Scott Morrison (Sep 08 2018 at 06:40):
It is just solve_by_elim
also using:
[ `category_theory.category.id, `category_theory.functor.map, `category_theory.nat_trans.app, `category_theory.category.comp ]
Scott Morrison (Sep 08 2018 at 06:40):
With that I can get the construction of the yoneda functor down to:
def yoneda : C ⥤ ((Cᵒᵖ) ⥤ (Type v₁)) := { obj := λ X, { obj := λ Y : C, Y ⟶ X } }
Scott Morrison (Sep 08 2018 at 06:41):
down from
def yoneda : C ⥤ ((Cᵒᵖ) ⥤ (Type v₁)) := { obj := λ X, { obj := λ Y : C, Y ⟶ X, map' := λ Y Y' f g, f ≫ g }, map' := λ X X' f, { app := λ Y g, g ≫ f } }
Scott Morrison (Sep 08 2018 at 06:46):
which is itself down from
def yoneda : C ⥤ ((Cᵒᵖ) ⥤ (Type v₁)) := { obj := λ X, { obj := λ Y : C, Y ⟶ X, map' := λ Y Y' f g, f ≫ g, map_comp' := begin intros X_1 Y Z f g, ext1, dsimp at *, erw [category.assoc] end, map_id' := begin intros X_1, ext1, dsimp at *, erw [category.id_comp] end }, map' := λ X X' f, { app := λ Y g, g ≫ f, naturality' := begin intros X_1 Y f_1, ext1, dsimp at *, simp at * end }, map_comp' := begin intros X Y Z f g, ext1, ext1, dsimp at *, simp at * end, map_id' := begin intros X, ext1, ext1, dsimp at *, simp at * end }
before obviously
. :-)
Johan Commelin (Sep 08 2018 at 06:54):
That's really awesome. I like!
Reid Barton (Sep 08 2018 at 08:34):
Sure, here it is: https://gist.github.com/rwbarton/46f3352f7a4b84bd75c7c335efd74bb9
I'm sure that almost everything about this is wrong, and it fails on almost any more complicated example.
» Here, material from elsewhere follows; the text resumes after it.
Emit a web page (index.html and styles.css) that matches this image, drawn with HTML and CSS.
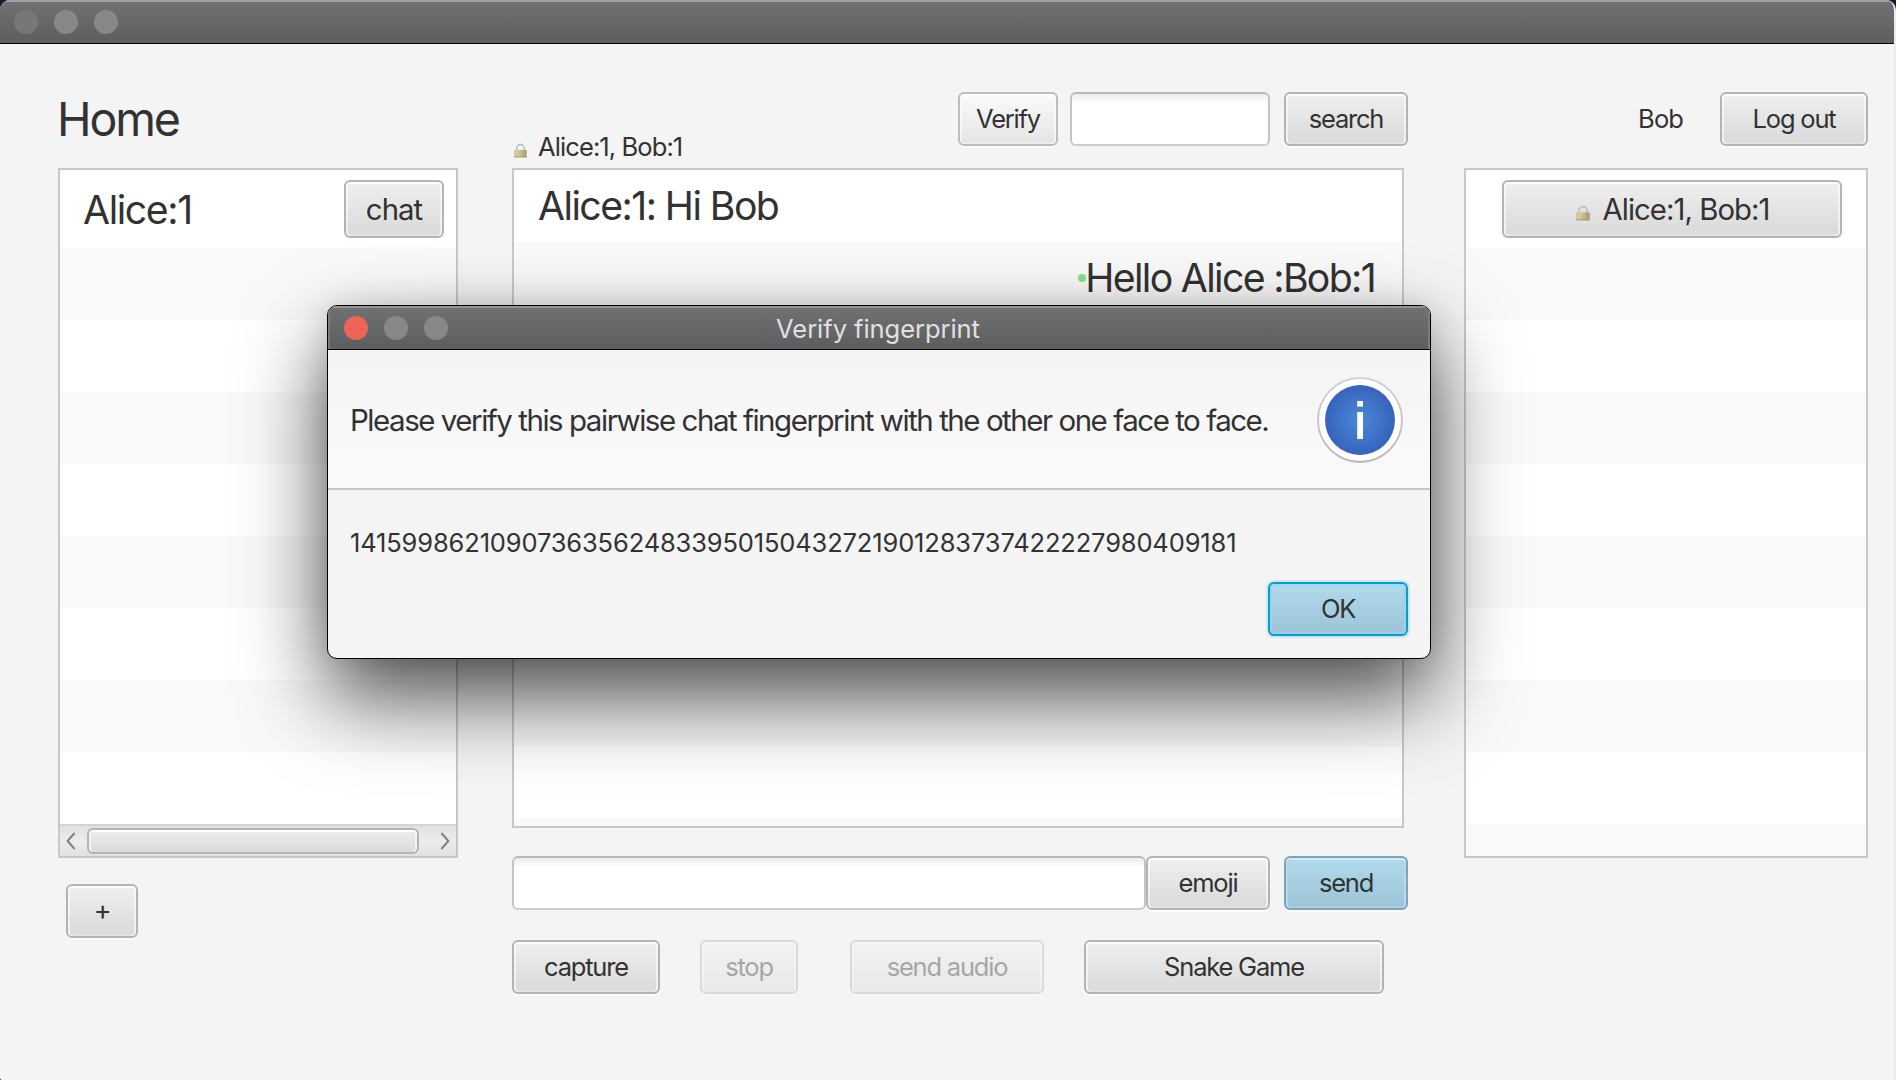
FILE: index.html
```html
<!DOCTYPE html>
<html lang="en">
<head>
<meta charset="utf-8">
<title>Home</title>
<link rel="stylesheet" href="styles.css">
</head>
<body>
<svg width="0" height="0" class="defs" aria-hidden="true">
  <defs>
    <linearGradient id="brass" x1="0" x2="1" y1="0" y2="0">
      <stop offset="0" stop-color="#c9c08c"/><stop offset=".2" stop-color="#d6d09f"/><stop offset="1" stop-color="#a39c6c"/>
    </linearGradient>
    <symbol id="lock" viewBox="0 0 14 16">
      <path d="M3 8V5.6a4 4 0 0 1 8 0V8" fill="none" stroke="#b4bcc4" stroke-width="1.5"/>
      <rect x="0.3" y="7.4" width="13.4" height="8" fill="url(#brass)"/>
      <rect x="0.3" y="14.2" width="13.4" height="1.2" fill="#aaa377"/>
    </symbol>
  </defs>
</svg>
<div class="window">
  <header class="titlebar">
    <span class="light dim"></span><span class="light"></span><span class="light"></span>
  </header>
  <main class="content">
    <section class="contacts">
      <div class="bar"><h1 class="home">Home</h1></div>
      <div class="list">
        <div class="rows">
          <div class="row tall"><span class="name">Alice:1</span><button class="btn large chat">chat</button></div>
        </div>
        <div class="scrollbar">
          <svg width="10" height="18" viewBox="0 0 10 18"><path d="M8.6 1 1.6 9l7 8" fill="none" stroke="#828282" stroke-width="2"/></svg>
          <span class="thumb"></span>
          <svg class="next" width="10" height="18" viewBox="0 0 10 18"><path d="M1.4 1l7 8-7 8" fill="none" stroke="#828282" stroke-width="2"/></svg>
        </div>
      </div>
      <button class="btn plus">+</button>
    </section>

    <section class="conversation">
      <div class="bar">
        <div class="room"><svg class="lock"><use href="#lock"/></svg><span class="room-name">Alice:1, Bob:1</span></div>
        <button class="btn light-btn verify">Verify</button>
        <input class="field query" type="text" aria-label="query">
        <button class="btn search">search</button>
      </div>
      <div class="list messages">
        <div class="rows">
          <div class="row"><span class="msg-in">Alice:1: Hi Bob</span></div>
          <div class="row out"><i class="online"></i><span class="msg-out">Hello Alice :Bob:1</span></div>
        </div>
      </div>
      <div class="compose">
        <input class="field message" type="text" aria-label="message">
        <button class="btn emoji">emoji</button>
        <button class="btn blue send">send</button>
      </div>
      <div class="tools">
        <button class="btn capture">capture</button>
        <button class="btn stop" disabled>stop</button>
        <button class="btn audio" disabled>send audio</button>
        <button class="btn snake">Snake Game</button>
      </div>
    </section>

    <section class="rooms">
      <div class="bar"><span class="user">Bob</span><button class="btn logout">Log out</button></div>
      <div class="list">
        <div class="rows">
          <div class="row tall centered"><button class="btn large room-btn"><svg class="lock"><use href="#lock"/></svg><span>Alice:1, Bob:1</span></button></div>
        </div>
      </div>
    </section>
  </main>
</div>

<div class="dialog" role="dialog" aria-label="Verify fingerprint">
  <header class="dialog-title">
    <div class="lights"><span class="light close"></span><span class="light"></span><span class="light"></span></div>
    <span class="caption">Verify fingerprint</span>
  </header>
  <div class="dialog-head">
    <p class="prompt">Please verify this pairwise chat fingerprint with the other one face to face.</p>
    <svg class="info" width="88" height="88" viewBox="0 0 88 88">
      <defs>
        <radialGradient id="blue"><stop offset="0" stop-color="#4b88da"/><stop offset="1" stop-color="#3763bd"/></radialGradient>
        <linearGradient id="rim" x1="0" x2="0" y1="0" y2="1"><stop offset="0" stop-color="#d2d2d2"/><stop offset="1" stop-color="#b6b6b6"/></linearGradient>
      </defs>
      <circle cx="44" cy="44" r="42" fill="#fff" stroke="url(#rim)" stroke-width="1.8"/>
      <circle cx="44" cy="44" r="35" fill="url(#blue)"/>
      <rect x="41.2" y="25" width="5.8" height="5.6" fill="#fff"/>
      <rect x="41.2" y="36" width="5.8" height="27" fill="#fff"/>
    </svg>
  </div>
  <div class="dialog-body">
    <p class="fingerprint">141599862109073635624833950150432721901283737422227980409181</p>
    <button class="btn blue ok">OK</button>
  </div>
</div>
</body>
</html>
```
FILE: styles.css
```css
* { box-sizing: border-box; }
html, body { margin: 0; width: 1896px; height: 1080px; overflow: hidden; }
body { background: #141c30; font-family: Inter, "Liberation Sans", sans-serif; font-size: 25.5px; letter-spacing: -0.9px; color: #323232; }
.defs { position: absolute; }
h1, p { margin: 0; font-weight: 400; }

.window { width: 1896px; height: 1080px; display: flex; flex-direction: column; background: #f4f4f4; border-radius: 10px 10px 0 2px; border-right: 2px solid #e9ebed; overflow: hidden; }
.titlebar { height: 44px; flex: none; display: flex; gap: 16px; padding: 10px 0 0 14px; background: linear-gradient(#717274, #5c5d5e); border-bottom: 1px solid #000; box-shadow: inset 0 2px 0 #a0a1a2; }
.light { width: 24px; height: 24px; border-radius: 50%; background: #868787; }
.light.dim { background: #767778; }
.light.close { background: #ee6558; }

.content { flex: 1; display: grid; grid-template-columns: 400px 896px 404px; column-gap: 54px; padding: 48px 0 0 58px; }
.rooms { margin-left: 2px; margin-right: -2px; }
.bar { height: 76px; display: flex; align-items: flex-start; }
.home { margin-left: -1px; font-size: 46.5px; line-height: 54px; letter-spacing: -2.1px; }

.btn { height: 54px; padding: 0; border: 2px solid #b4b4b4; border-radius: 6px; background: linear-gradient(#efefef, #d9d9d9) padding-box; box-shadow: inset 0 2px 0 #fdfdfd, inset 2px 0 0 rgba(255,255,255,.55), inset -2px 0 0 rgba(255,255,255,.55), inset 0 -2px 0 rgba(255,255,255,.25), 0 2px 0 #fcfcfc; color: #323232; font: inherit; letter-spacing: -1.2px; line-height: 50px; text-align: center; }
.btn.large { height: 58px; font-size: 29.3px; line-height: 55px; }
.btn.light-btn { background: linear-gradient(#fbfbfb, #e4e4e4); border-color: #bdbdbd; }
.btn.blue { border-color: #80a5b8; background: linear-gradient(#b1daec, #9cc3d7); box-shadow: inset 0 2px 0 #d3eaf4, inset 2px 0 0 #b5d9e8, inset -2px 0 0 #b5d9e8, inset 0 -2px 0 #a9cfe1, 0 2px 0 #fcfcfc; }
.btn:disabled { opacity: .4; }
.field { height: 54px; border: 2px solid #c4c4c4; border-top-color: #b9b9b9; border-bottom-color: #cdcdcd; border-radius: 6px; background: linear-gradient(#ebebeb, #fff 9px); padding: 0 12px; font: inherit; outline: 0; }

.list { height: 690px; border: 2px solid #c8c8c8; background: #fff; display: flex; flex-direction: column; }
.rows { flex: 1; background: repeating-linear-gradient(#f9f9f9 0 72px, #fff 72px 144px) 0 78px; }
.messages { width: 892px; height: 660px; }
.messages .rows { background-position: 0 72px; }
.row { height: 72px; display: flex; align-items: center; padding: 0 27px 0 24px; background: #fff; font-size: 39.2px; line-height: 72px; letter-spacing: -1.55px; }
.row.tall { height: 78px; line-height: 73px; }
.row.out { background: #f9f9f9; justify-content: flex-end; letter-spacing: -1.65px; }
.row.centered { padding: 0 24px 0 36px; }
.row .btn { letter-spacing: -0.95px; }
.contacts .row { justify-content: space-between; padding: 0 12px 0 23px; letter-spacing: -1.4px; }
.chat { width: 100px; }
.room-btn { width: 340px; display: flex; align-items: center; justify-content: center; gap: 13px; }
.room-btn .lock { width: 14px; height: 16px; margin: 8px 0 0 1px; }
.online { width: 8px; height: 8px; border-radius: 50%; background: #8be28b; margin-right: -1px; }

.scrollbar { height: 32px; display: flex; align-items: center; padding: 0 6px; border-top: 2px solid #d4d4d4; background: linear-gradient(#e1e1e1, #ececec 50%, #e1e1e1); }
.thumb { width: 332px; height: 26px; margin: 0 0 0 11px; border: 2px solid #b4b4b4; border-radius: 6px; background: linear-gradient(#eee, #dadada); box-shadow: inset 0 2px 0 #fdfdfd, inset 2px 0 0 #f2f2f2, inset -2px 0 0 #f2f2f2; }
.next { margin-left: auto; }
.plus { width: 72px; margin: 26px 0 0 8px; font-size: 27px; }

.room { width: 446px; display: flex; padding: 39px 0 0 2px; line-height: 32px; }
.room .lock { width: 13px; height: 15px; margin: 12px 11px 0 0; }
.verify { width: 100px; }
.query { width: 200px; margin: 0 14px 0 12px; }
.search { width: 124px; }
.compose { display: flex; margin-top: 28px; }
.message { width: 634px; }
.emoji { width: 124px; }
.send { width: 124px; margin-left: 14px; }
.tools { display: flex; margin-top: 30px; }
.capture { width: 148px; margin-right: 40px; }
.stop { width: 98px; margin-right: 52px; }
.audio { width: 194px; margin-right: 40px; }
.snake { width: 300px; }
.rooms .bar { justify-content: flex-end; line-height: 54px; }
.user { margin-right: 37px; }
.logout { width: 148px; }

.dialog { position: absolute; left: 327px; top: 305px; width: 1104px; height: 354px; border: 1px solid #000; border-radius: 10px; background: #f4f4f4; overflow: hidden; box-shadow: 0 38px 84px rgba(0,0,0,.7), 0 0 30px rgba(0,0,0,.1); }
.dialog-title { height: 44px; display: grid; grid-template-columns: 1fr auto 1fr; background: linear-gradient(#717274, #5c5d5e); border-bottom: 1px solid #000; box-shadow: inset 0 2px 0 #949695, inset 2px 0 0 #7b7c7d, inset -2px 0 0 #7b7c7d; }
.lights { display: flex; gap: 16px; padding: 10px 0 0 16px; }
.caption { margin-right: 2px; color: #e0e0e0; line-height: 46px; letter-spacing: -0.05px; }
.dialog-head { height: 140px; display: flex; align-items: center; justify-content: space-between; padding: 0 26px 0 22px; border-bottom: 2px solid #c8c8c8; background: linear-gradient(#f4f4f4, #fafafa); }
.prompt { padding-top: 2px; font-size: 29.5px; letter-spacing: -1.47px; white-space: nowrap; }
.info { margin-top: 2px; }
.dialog-body { display: flex; flex-direction: column; padding: 32px 22px 0; }
.fingerprint { line-height: 42px; letter-spacing: -0.15px; }
.btn.ok { width: 140px; height: 54px; margin-top: 18px; align-self: flex-end; border-color: #039ed3; box-shadow: 0 0 0 2px #cfe7ef, inset 0 2px 0 #a3d9ec, inset 2px 0 0 #a3d0e2, inset -2px 0 0 #a3d0e2, inset 0 -2px 0 #a1cadc; }
```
Currently it only supports one outer layer of lambda, so it wouldn't work for yoneda
yet. I did add products though which sometimes work.
Reid Barton (Sep 08 2018 at 08:39):
One concern I had with a tactic like this is that because it produces data, not a proof, it's important that the exact form of the output be predictable. That's why I thought some kind of induction on the expression might be preferable to a tactic which just tries to repeatedly apply things. It's possible you could get the same predictability from the latter approach too, though.
Reid Barton (Sep 08 2018 at 09:10):
@Scott Morrison, then also consider
notation `ƛ` binders `, ` r:(scoped f, { category_theory.functor . obj := f }) := r
Scott Morrison (Sep 08 2018 at 09:42):
def yoneda : C ⥤ ((Cᵒᵖ) ⥤ (Type v₁)) := ƛ X, ƛ Y : C, Y ⟶ X
Scott Morrison (Sep 08 2018 at 09:42):
This is getting a little silly. :-)
Reid Barton (Sep 08 2018 at 09:43):
is that : C
needed because the variable comes from Cᵒᵖ
?
Scott Morrison (Sep 08 2018 at 09:43):
I can't omit the : C
after the Y
, or my construct_morphism
gets confuseds.
Reid Barton (Sep 08 2018 at 09:43):
how about ƛ X, ƛ Y, (X, Y)
?
Scott Morrison (Sep 08 2018 at 09:43):
What do you mean?
Reid Barton (Sep 08 2018 at 09:45):
I mean it's a functor C -> D -> C x D, can your tactic support it? If so is the type annotation on Y required?
Reid Barton (Sep 08 2018 at 09:46):
Also, I'm curious what happens if you try ƛ x, x ⟶ x
Reid Barton (Sep 08 2018 at 09:49):
Slightly less silly notation idea is \lam'
Scott Morrison (Sep 08 2018 at 10:35):
def foo : C ⥤ (D ⥤ (C × D)) := ƛ X, ƛ Y, (X, Y)
Kevin Buzzard (Sep 08 2018 at 12:05):
The fact that the Yoneda definition now looks like that is in some sense indicative of how little content is involved in any of the checks -- the content is in the idea that the functor exists rather than the verification that it does. I don't think it's silly at all really, I think that in some sense all that is left in the code is the idea, and a machine is doing the rest -- which is what machines are supposed to do. There are plenty of "follow your nose" definitions and theorems in mathematics. I started noticing this when I introduced the following technique into my teaching: I would state a theorem (e.g. "if a_n tends to a and b_n tends to b then (a_n + b_n) tends to a+b") and during the proof I would highlight the idea in the proof, which in this case is "epsilon / 2 not epsilon". I would encourage students not to learn the proof but to learn the idea, and to let the rest of the proof flow naturally. That's what's happening here -- it turns out that there are no ideas in the checks, the idea is the map on objects, and that is now all that's left.